Остается только гадать, отчего отправленный за границу для разложения эмигрантской литературной среды Тарасов наметил своей жертвой Сирина. Но так или иначе, зайдя в русский книжный магазин, московский посланец оставил там записку автору «Защиты Лужина» с предложением повидаться, и Набоков из любопытства пошел в названное кафе. Вот как он об этой встрече вспоминал через тридцать пять лет в интервью с писателем Гербертом Голдом, который сменил его на кафедре в Корнелле: «Я поинтересовался, разрешено ли мне будет свободно писать о чем захочу и уехать из России, если мне там не понравится. Он сказал: будете так восхищены всем у нас происходящим, что времени не останется думать про отъезд. И еще, добавил он, я совершенно свободен выбирать любую из многих тем, которые щедро предлагает писателю советская Россия, смогу написать про колхозы, про заводы, про хлопководство в Хлупи-стане — масса захватывающих сюжетов. Пришлось ответить, что колхозы и пр. меня не занимают, и тогда невезучий соблазнитель оставил меня в покое. С композитором Прокофьевым ему повезло больше».
Дня через два после этого разговора Сирин написал рассказ «Встреча» — о том, как в Берлин приезжает советский инженер непролетарского происхождения, по большевистской терминологии — «спец» («О, эти слова с отъеденными хвостами, точно рыбьи головизны…» — кирпичики «новояза», потом описанного Оруэллом в «1984» как обязательная составная часть тоталитарной системы). И, приехав, решает повидаться с братом, окончившим университет с магистерской степенью по литературе, а теперь размышляющим, то ли устроиться в мелочную лавку, то ли в типографию. Говорить им не о чем, не то что близости, а понимания давно уже нет, да еще кончается топливо в спиртовке, значит, чаю не выпить. Томительные полчаса с разговорами про то, как образуется магнитное поле (что-то об этом написано в журнале, валяющемся на кушетке у Льва, а Серафим спец как раз в данной области), про скверную берлинскую погоду и про немецкий роман, случайно попавшийся гостю на глаза. Там «о кровосмесительстве» («Ерунда, конечно, — комментирует Серафим, — но довольно занятно…»). Подразумевается «Брат и сестра» Леонхарда Франка, изрядно нашумевший роман 1929 года. Франк — одно из первых имен в истории экспрессионизма, от которого Набоков отмахивался, но с которым в начальную пору на самом деле соприкасался достаточно часто. А кровосмесительство станет основным фабульным узлом в его написанной через тридцать пять лет «Аде», которую автор считал (другое дело, что напрасно) своим главным творческим свершением.

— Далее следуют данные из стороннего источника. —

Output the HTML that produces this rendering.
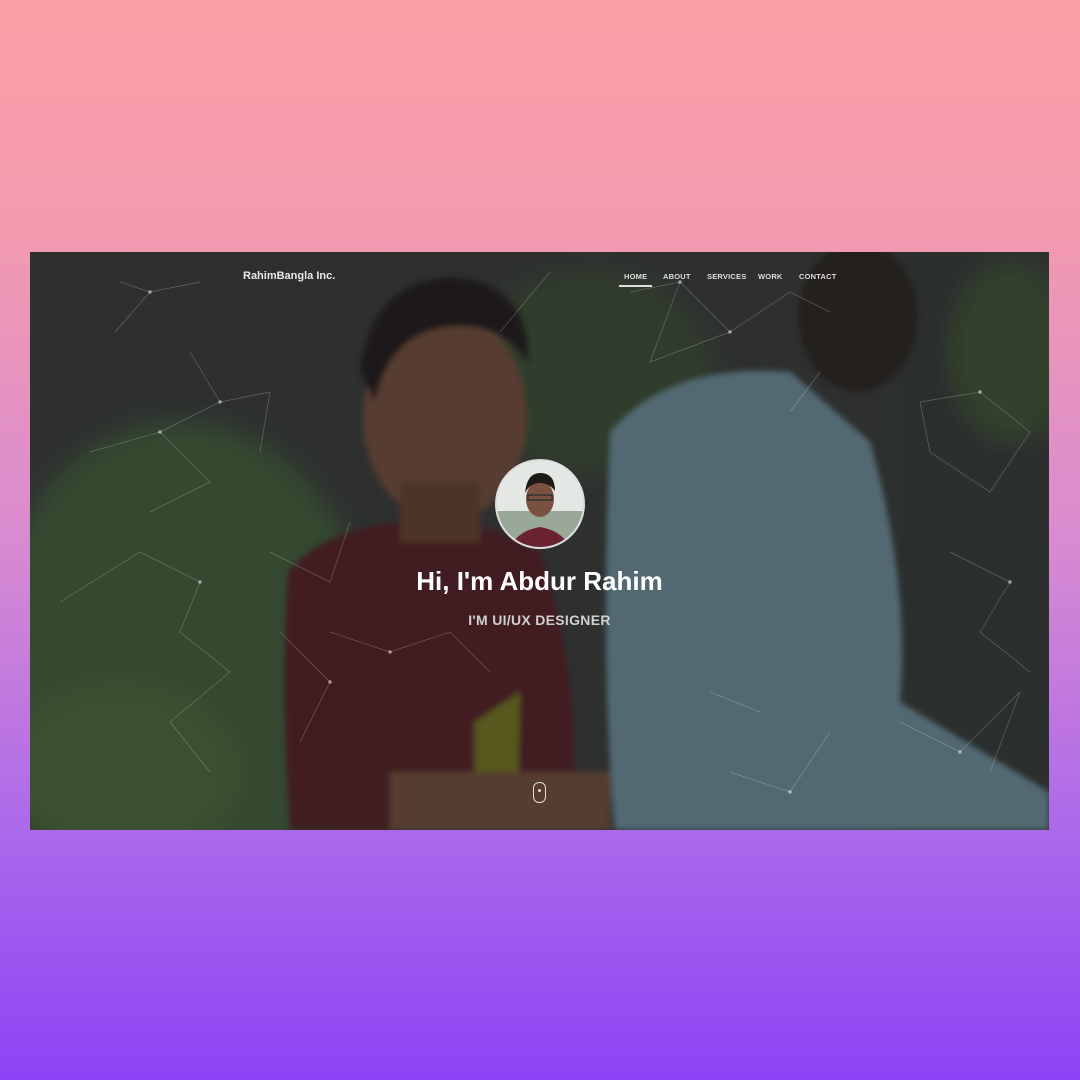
<!DOCTYPE html>
<html><head><meta charset="utf-8"><style>
html,body{margin:0;padding:0}
body{width:1080px;height:1080px;background:linear-gradient(180deg,#fda0a6 0%,#f29ab0 22%,#d88bd0 50%,#ad6aea 76%,#8d43f5 100%);position:relative;overflow:hidden;font-family:"Liberation Sans",sans-serif}
.frame{position:absolute;left:30px;top:252px;width:1019px;height:578px;overflow:hidden;background:#353836}
.frame svg{position:absolute;left:0;top:0}
.brand{position:absolute;left:213px;top:18px;color:#e8e8e8;font-size:11px;font-weight:bold}
.nav{position:absolute;top:20px;left:594px;color:#ddd;font-size:7.5px;font-weight:bold;letter-spacing:.2px}
.nav span{position:absolute;white-space:nowrap}
.ul{position:absolute;left:589px;top:33px;width:33px;height:2px;background:#ddd}
.avatar{position:absolute;left:465px;top:207px;width:86px;height:86px;border-radius:50%;border:2px solid #ddd;overflow:hidden;background:#eee}
h1{position:absolute;left:0;width:1019px;top:314px;margin:0;text-align:center;color:#fff;font-size:26px;font-weight:bold}
.sub{position:absolute;left:0;width:1019px;top:360px;text-align:center;color:#d0d0d0;font-size:14px;font-weight:bold;letter-spacing:.3px}
.mouse{position:absolute;left:503px;top:530px;width:11px;height:19px;border:1.5px solid #ddd;border-radius:6px}
.mouse:after{content:"";position:absolute;left:4px;top:6px;width:3px;height:3px;border-radius:50%;background:#ddd}
</style></head><body>
<div class="frame">
<svg width="1019" height="578" viewBox="0 0 1019 578">
<defs><filter id="b" x="-20%" y="-20%" width="140%" height="140%"><feGaussianBlur stdDeviation="12"/></filter>
<filter id="s"><feGaussianBlur stdDeviation="3"/></filter></defs>
<rect width="1019" height="578" fill="#3a3d3b"/>
<g filter="url(#b)">
<ellipse cx="150" cy="400" rx="190" ry="230" fill="#43603a"/>
<ellipse cx="90" cy="520" rx="120" ry="90" fill="#4d6a3a"/>
<ellipse cx="560" cy="120" rx="120" ry="100" fill="#3e5036"/>
<rect x="870" y="0" width="149" height="578" fill="#363a39"/>
<ellipse cx="980" cy="100" rx="60" ry="90" fill="#415434"/>
</g>
<g filter="url(#s)">
<path d="M580 180 Q640 110 760 120 L840 190 Q880 330 870 450 L1019 540 L1019 578 L585 578 Q570 420 580 180Z" fill="#6d8e9a"/>
<ellipse cx="828" cy="65" rx="60" ry="75" fill="#2c2624"/>
<path d="M258 320 Q300 270 390 270 Q470 270 510 300 Q545 400 545 520 L580 578 L260 578 Q250 440 258 320Z" fill="#552328"/>
<ellipse cx="415" cy="165" rx="82" ry="105" fill="#74503e"/>
<path d="M330 120 Q340 30 420 25 Q500 30 498 110 Q470 70 420 75 Q360 80 345 150Z" fill="#221c1a"/>
<rect x="370" y="230" width="80" height="60" fill="#65422f"/>
<path d="M445 470 L490 440 L488 540 L445 545Z" fill="#767420"/>
<rect x="360" y="520" width="220" height="58" fill="#72503a"/>
</g>
<rect width="1019" height="578" fill="rgba(20,20,22,0.3)"/>
<g stroke="rgba(255,255,255,0.25)" stroke-width="0.7" fill="rgba(255,255,255,0.5)">
<path d="M90 30 L120 40 L170 30 M120 40 L85 80 M160 100 L190 150 L130 180 L180 230 L120 260 M190 150 L240 140 L230 200 M60 200 L130 180 M110 300 L170 330 L150 380 L200 420 L140 470 L180 520 M30 350 L110 300 M240 300 L300 330 L320 270 M250 380 L300 430 L270 490 M600 40 L650 30 L700 80 L760 40 L800 60 M650 30 L620 110 L700 80 M890 150 L950 140 L1000 180 L960 240 L900 200Z M920 300 L980 330 L950 380 L1000 420 M870 470 L930 500 L990 440 L960 520 M700 520 L760 540 L800 480 M300 380 L360 400 L420 380 L460 420 M470 80 L520 20 M790 120 L760 160 M680 440 L730 460" fill="none"/>
<circle cx="120" cy="40" r="1.5"/><circle cx="190" cy="150" r="1.5"/><circle cx="130" cy="180" r="1.5"/><circle cx="170" cy="330" r="1.5"/><circle cx="650" cy="30" r="1.5"/><circle cx="700" cy="80" r="1.5"/><circle cx="950" cy="140" r="1.5"/><circle cx="980" cy="330" r="1.5"/><circle cx="930" cy="500" r="1.5"/><circle cx="760" cy="540" r="1.5"/><circle cx="360" cy="400" r="1.5"/><circle cx="300" cy="430" r="1.5"/>
</g>
</svg>
<div class="brand">RahimBangla Inc.</div>
<div class="nav"><span style="left:0">HOME</span><span style="left:39px">ABOUT</span><span style="left:83px">SERVICES</span><span style="left:134px">WORK</span><span style="left:175px">CONTACT</span></div>
<div class="ul"></div>
<div class="avatar"><svg width="86" height="86"><rect width="86" height="86" fill="#e4e8e4"/><rect y="50" width="86" height="36" fill="#9aa89a"/><path d="M14 86 Q20 70 43 66 Q66 70 72 86Z" fill="#6a2230"/><ellipse cx="43" cy="38" rx="14" ry="18" fill="#7a5040"/><path d="M28 32 Q30 12 43 12 Q58 12 58 30 Q52 22 43 22 Q33 22 28 32Z" fill="#1e1a18"/><rect x="31" y="34" width="24" height="5" fill="none" stroke="#333" stroke-width="1.5"/></svg></div>
<h1>Hi, I'm Abdur Rahim</h1>
<div class="sub">I'M UI/UX DESIGNER</div>
<div class="mouse"></div>
</div>
</body></html>
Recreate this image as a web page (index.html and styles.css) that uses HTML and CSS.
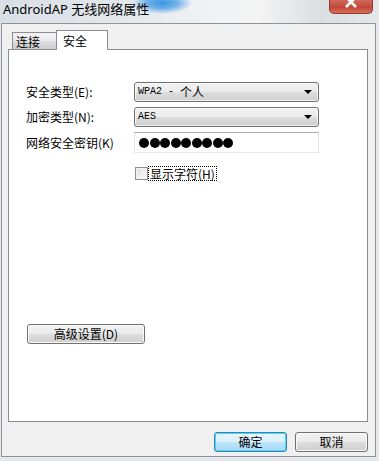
FILE: index.html
```html
<!DOCTYPE html>
<html lang="zh-CN">
<head>
<meta charset="utf-8">
<title>AndroidAP 无线网络属性</title>
<link rel="stylesheet" href="styles.css">
</head>
<body>
<div class="window">
  <div class="titlebar">
    <span class="title">AndroidAP 无线网络属性</span>
    <span class="close">
      <svg width="14" height="9" viewBox="0 0 14 9"><path d="M2 -3 L12 7 M12 -3 L2 7" stroke="#fff" stroke-width="2.6" fill="none"/></svg>
    </span>
  </div>
  <div class="client">
    <div class="tabs">
      <div class="tab">连接</div>
      <div class="tab active">安全</div>
    </div>
    <div class="panel">
      <div class="form">
        <div class="row">
          <span class="label">安全类型(E):</span>
          <div class="select"><span class="lat">WPA2 - </span>个人<span class="arrow"></span></div>
        </div>
        <div class="row">
          <span class="label">加密类型(N):</span>
          <div class="select"><span class="lat">AES</span><span class="arrow"></span></div>
        </div>
        <div class="row">
          <span class="label">网络安全密钥(K)</span>
          <div class="input"><span class="dot"></span><span class="dot"></span><span class="dot"></span><span class="dot"></span><span class="dot"></span><span class="dot"></span><span class="dot"></span><span class="dot"></span><span class="dot"></span></div>
        </div>
        <div class="check-row">
          <span class="checkbox"></span>
          <span class="check-label">显示字符(H)</span>
        </div>
      </div>
      <button class="btn adv">高级设置(D)</button>
    </div>
    <div class="actions">
      <button class="btn default">确定</button>
      <button class="btn">取消</button>
    </div>
  </div>
</div>
</body>
</html>
```

FILE: styles.css
```css
html, body {
  margin: 0;
  padding: 0;
}
body {
  width: 379px;
  height: 461px;
  overflow: hidden;
  background: #e4e8ec;
  font-family: "Noto Sans CJK SC", sans-serif;
  font-size: 12px;
  color: #000;
}
.window {
  display: flex;
  flex-direction: column;
  width: 379px;
  height: 461px;
}
.titlebar {
  height: 23px;
  flex: none;
  display: flex;
  align-items: flex-start;
  background:
    radial-gradient(ellipse 30px 11px at 162px 3px, #3a98e2 0%, rgba(70,155,228,0.75) 50%, rgba(200,222,242,0) 100%),
    linear-gradient(90deg, #d9dfe6 0%, #e2e7ec 30%, #eef1f4 52%, #f4f4f4 68%, #dcdfe2 84%, #e4e7ea 100%);
}
.title {
  font-family: "Noto Sans", "Noto Sans CJK SC", sans-serif;
  font-size: 13px;
  line-height: 17px;
  margin: 1px 0 0 3px;
  color: #000;
}
.close {
  margin-left: auto;
  margin-right: 6px;
  width: 44px;
  height: 14px;
  box-sizing: border-box;
  border: 1px solid #8c3b33;
  border-top: none;
  border-radius: 0 0 5px 5px;
  background: linear-gradient(#cf6a5a 0%, #c4473b 55%, #d86f5b 100%);
  display: flex;
  justify-content: center;
  align-items: flex-start;
}
.client {
  margin: 0 3px 0 1px;
  height: 434px;
  box-sizing: border-box;
  border: 1px solid #8f9297;
  background: #f0f0f0;
  padding: 6px 7px 4px 6px;
  display: flex;
  flex-direction: column;
}
.tabs {
  display: flex;
  align-items: flex-start;
  height: 19px;
  padding-left: 4px;
  position: relative;
  z-index: 1;
}
.tab {
  box-sizing: border-box;
  height: 17px;
  width: 45px;
  margin-top: 2px;
  border: 1px solid #898c95;
  border-bottom: none;
  padding: 1px 0 0 3px;
  line-height: 15px;
  background: linear-gradient(#f3f3f3 0%, #ebebeb 50%, #dddddd 51%, #cfcfcf 100%);
}
.tab.active {
  width: 52px;
  height: 20px;
  margin-top: 0;
  margin-left: -1px;
  padding: 2px 0 0 6px;
  background: #fff;
}
.panel {
  box-sizing: border-box;
  height: 373px;
  border: 1px solid #898c95;
  background: #fff;
  padding: 32px 0 77px 17px;
  display: flex;
  flex-direction: column;
}
.form {
  display: flex;
  flex-direction: column;
  gap: 5px;
}
.row {
  display: flex;
  align-items: center;
}
.label {
  width: 108px;
  line-height: 16px;
}
.select {
  box-sizing: border-box;
  width: 185px;
  height: 20px;
  border: 1px solid #707070;
  border-radius: 3px;
  background: linear-gradient(#f2f2f2 0%, #ebebeb 50%, #dddddd 51%, #cfcfcf 100%);
  box-shadow: inset 0 0 0 1px rgba(255,255,255,0.7);
  display: flex;
  align-items: center;
  padding-left: 3px;
  line-height: 16px;
  position: relative;
}
.lat {
  font-family: "Liberation Mono", monospace;
  font-size: 10px;
  white-space: pre;
}
.arrow {
  margin-left: auto;
  margin-right: 6px;
  width: 0;
  height: 0;
  border-left: 4px solid transparent;
  border-right: 4px solid transparent;
  border-top: 4px solid #000;
}
.input {
  box-sizing: border-box;
  width: 185px;
  height: 21px;
  border: 1px solid #e2e3ea;
  border-top-color: #abadb3;
  border-bottom-color: #e3e9ef;
  background: #fff;
  display: flex;
  align-items: center;
  padding-left: 4px;
}
.dot {
  width: 10px;
  height: 10px;
  border-radius: 50%;
  background: #000;
  margin-right: 0.5px;
}
.check-row {
  display: flex;
  align-items: center;
  margin-top: 8px;
  padding-left: 109px;
}
.checkbox {
  box-sizing: border-box;
  width: 13px;
  height: 13px;
  border: 1px solid #8e8f8f;
  background: linear-gradient(135deg, #dcdcdc 0%, #f4f4f4 70%, #fff 100%);
  box-shadow: inset 0 0 0 1px #f4f4f4;
}
.check-label {
  box-sizing: border-box;
  height: 15px;
  border: 1px dotted #000;
  padding: 0 1px 0 1px;
  line-height: 13px;
}
.btn {
  box-sizing: border-box;
  font-family: "Noto Sans CJK SC", sans-serif;
  font-size: 12px;
  color: #000;
  height: 20px;
  padding: 0;
  line-height: 16px;
  border: 1px solid #707070;
  border-radius: 3px;
  background: linear-gradient(#f2f2f2 0%, #ebebeb 50%, #dddddd 51%, #cfcfcf 100%);
  box-shadow: inset 0 0 0 1px #fbfbfb;
}
.adv {
  margin-top: auto;
  margin-left: 1px;
  width: 118px;
}
.actions {
  display: flex;
  justify-content: flex-end;
  gap: 8px;
  margin-top: 10px;
}
.actions .btn {
  width: 73px;
}
.btn.default {
  border-color: #3c7fb1;
  background: linear-gradient(#eaf6fd 0%, #d9f0fc 50%, #bee6fd 51%, #a7d9f5 100%);
  box-shadow: inset 0 0 0 1px #48d8fb;
}
```
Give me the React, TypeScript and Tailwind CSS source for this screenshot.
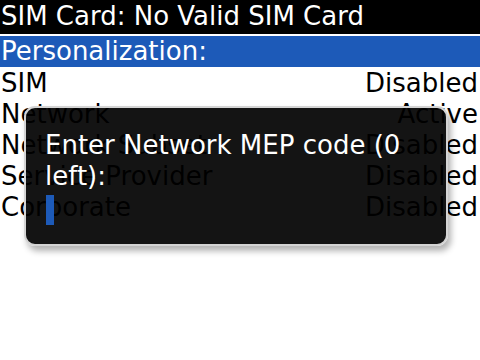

В рассказах, потом из парижской периодики начала 30-х годов перекочевавших на страницы сборника «Соглядатай», читатель, которому известен весь путь Набокова, распознает завязь нескольких его важнейших сюжетов. «Потусторонность», «переход» — пружина, на которой все держится в «Оповещении», в «Совершенстве», в «Terra incognita», где герой, умирающий под «страшным тропическим небом», думает, что «за смертью есть в лучшем случае фальсификация, наспех склеенное подобие жизни, меблированные комнаты небытия». Два рассказа — «Обида», «Лебеда» — основаны на воспоминаниях детства, а их герой, мальчик Путя, носит одно из прозвищ, которые в семье дали будущему Владимиру Сирину: все это как бы эскизы к «Дару», насыщенному автобиографическими отголосками. С рассказа «Хват» начнется набоковское описание пошлости, но не как фона основного действия — это было уже в первых его романах, — а как основной повествовательной темы. Рассказ «Красавица», один из лучших у Сирина (и у Набокова в английской версии, которая открыла сборник 1973 года, названный «Русская красавица», он тоже явно выделяется), притягателен своей уникальной тональностью: и поэзия, и вульгарность. Причем они переплетены до полной неразличимости в истории героини, свежестью своей и прелестью сводившей некогда с ума, но как-то незаметно опустившейся, погрязшей в вульгарности берлинского эмигрантского обихода с непременными посещениями танцзалов, куда ходят плясать фокстрот, и с упоительным подробным обсуждением — диван, переполненная пепельница — чужих сердечных обстоятельств, с отказом перенимать привычки и мнения презираемого большинства, с тривиальными мечтами о замужестве, пусть по сценарию, требующему поисков какого-нибудь стареющего холостяка.